On Friday I happened to catch the last moments of one of Oprah's farewell shows. Toni Morrison was on and talked about her son's death. When asked what it was like to get over it, Morrison said that she did not want to get over it. She wanted those memories of her child to stay with her forever. She thought it would not do her son justice if she just got over it and went on with her life. His life was deserving of her remembering him forever. Toni Morrison clearly does not fear grieving. Indeed, she embraces it!
I realize that all of my ruminations lately are the stuff of memoir. While, once I thought I was a developing an outline for how to write about my life, I am finding that present notions and feelings are shifting. Looking back on my childhood is just not the same as it used to be. More distant now, and more objective in some ways. Stirrings of pain are still there - much like the awakening of old wounds on a cold and rainy day. And yet, understanding and forgiveness offer me a different perspective.
Lately, I, like Toni Morrison, embrace my grief with less fear - honoring my losses through enriched memories.
I did not know where to comment so I am leaving a comment here. I saw the photographs of "Land of My Fathers" and "Janna's Classroom". Both albums are wonderful. I enjoyed the photographs of Kahal Shalom immensely.

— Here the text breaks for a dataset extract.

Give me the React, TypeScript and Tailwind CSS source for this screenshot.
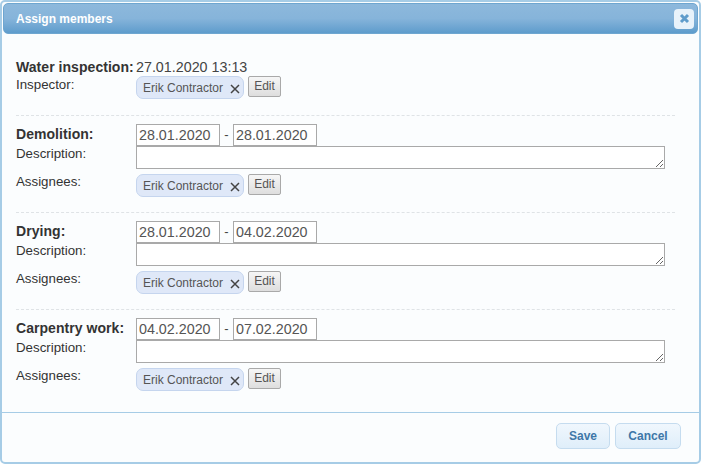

Also, was the study of Amaril and the sunflower, was that an investigative study that is based on the Reggio Emilia Philosophy? I am really fascinated and study Reggio Emilia investigative studies.

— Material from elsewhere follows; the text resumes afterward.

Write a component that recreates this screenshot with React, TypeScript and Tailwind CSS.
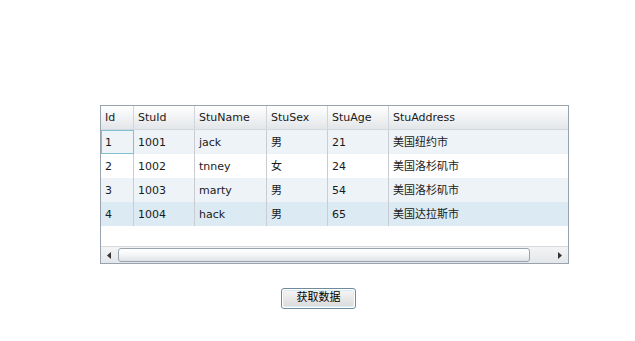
import React from "react";

const cols = [
  { key: "Id", w: 33 },
  { key: "StuId", w: 61 },
  { key: "StuName", w: 72 },
  { key: "StuSex", w: 61 },
  { key: "StuAge", w: 61 },
  { key: "StuAddress", w: 179 },
];

const rows = [
  ["1", "1001", "jack", "男", "21", "美国纽约市"],
  ["2", "1002", "tnney", "女", "24", "美国洛杉矶市"],
  ["3", "1003", "marty", "男", "54", "美国洛杉矶市"],
  ["4", "1004", "hack", "男", "65", "美国达拉斯市"],
];

const rowBg = ["bg-[#eef3f8]", "bg-white", "bg-[#eef3f8]", "bg-[#dcebf3]"];

export default function App() {
  return (
    <div
      className="w-[635px] h-[341px] bg-white flex flex-col items-start text-[12px] text-[#1a1a1a]"
      style={{ fontFamily: '"DejaVu Sans", Verdana, "Noto Sans CJK SC", sans-serif' }}
    >
      <div className="mt-[105px] ml-[100px] w-[469px] h-[159px] border border-[#98a3ae] flex flex-col bg-white">
        <div className="flex h-[24px] bg-gradient-to-b from-[#ffffff] to-[#e3e6e9] border-b border-[#d5d9dd]">
          {cols.map((c, i) => (
            <div
              key={c.key}
              style={{ width: c.w }}
              className={`h-full flex items-center pl-[4px] pt-[2px] shrink-0 text-[11px] ${i < cols.length - 1 ? "border-r border-[#d1d5d9]" : ""}`}
            >
              {c.key}
            </div>
          ))}
        </div>
        {rows.map((r, ri) => (
          <div key={ri} className={`flex h-[24px] ${rowBg[ri]}`}>
            {r.map((v, ci) => (
              <div
                key={ci}
                style={{ width: cols[ci].w }}
                className={`h-full flex items-center pl-[4px] pt-[2px] shrink-0 text-[11px] ${ci < cols.length - 1 ? "border-r border-[#c9ccd0]" : ""} ${ri === 0 && ci === 0 ? "outline outline-1 -outline-offset-1 outline-[#7fc1d2]" : ""}`}
              >
                {v}
              </div>
            ))}
          </div>
        ))}
        <div className="flex-1" />
        <div className="h-[17px] flex items-stretch bg-gradient-to-b from-[#f3f4f5] to-[#e4e7ea] border-t border-[#d8dbde]">
          <div className="w-[17px] flex items-center justify-center">
            <svg width="5" height="7" viewBox="0 0 5 7">
              <path d="M4 0 L0 3.5 L4 7 Z" fill="#333" />
            </svg>
          </div>
          <div className="w-[412px] my-[1px] rounded-[3px] border border-[#9aa4ae] bg-gradient-to-b from-[#ffffff] via-[#f3f5f7] to-[#dfe3e7]" />
          <div className="flex-1 flex items-center justify-end pr-[6px]">
            <svg width="5" height="7" viewBox="0 0 5 7">
              <path d="M1 0 L5 3.5 L1 7 Z" fill="#333" />
            </svg>
          </div>
        </div>
      </div>
      <div className="mt-[24px] ml-[281px] w-[75px] h-[21px] rounded-[3px] border border-[#6f8a9a] p-[1px] flex">
        <div className="flex-1 rounded-[2px] border border-[#d9ecf3] bg-gradient-to-b from-[#f4f4f4] to-[#dcdcdc] flex items-center justify-center text-[11px] text-black">
          获取数据
        </div>
      </div>
    </div>
  );
}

Posted by: Sweet Girl Tracie | May 23, 2011 at 08:53 PM
It surely does not rule out the desire to write a memoir. Indeed, it sweetens it. I cannot wait ... or have I already begun?
Posted by: tamarika | May 16, 2011 at 06:05 AM
I totally understand that. Within the last year, I lost 2 grandparents in a very short time and have no grandparents left in my life. I have been grieving their losses through the memories that I will cherish forever.
Posted by: Sweet Girl Tracie | May 15, 2011 at 11:26 PM
Great post, T.
Posted by: Ilene | May 15, 2011 at 02:43 PM
That sounds fantastic, but I hope it doesn't rule out your desire to write a memoir. If you feel more at peace with the events and drama of your past, writing about it could be an even more helpful process for yourself and your potential readers, don't you think?
P.S. Your house looks SO magnificent and like a real oasis of beauty and calm--I can't wait to visit it some day.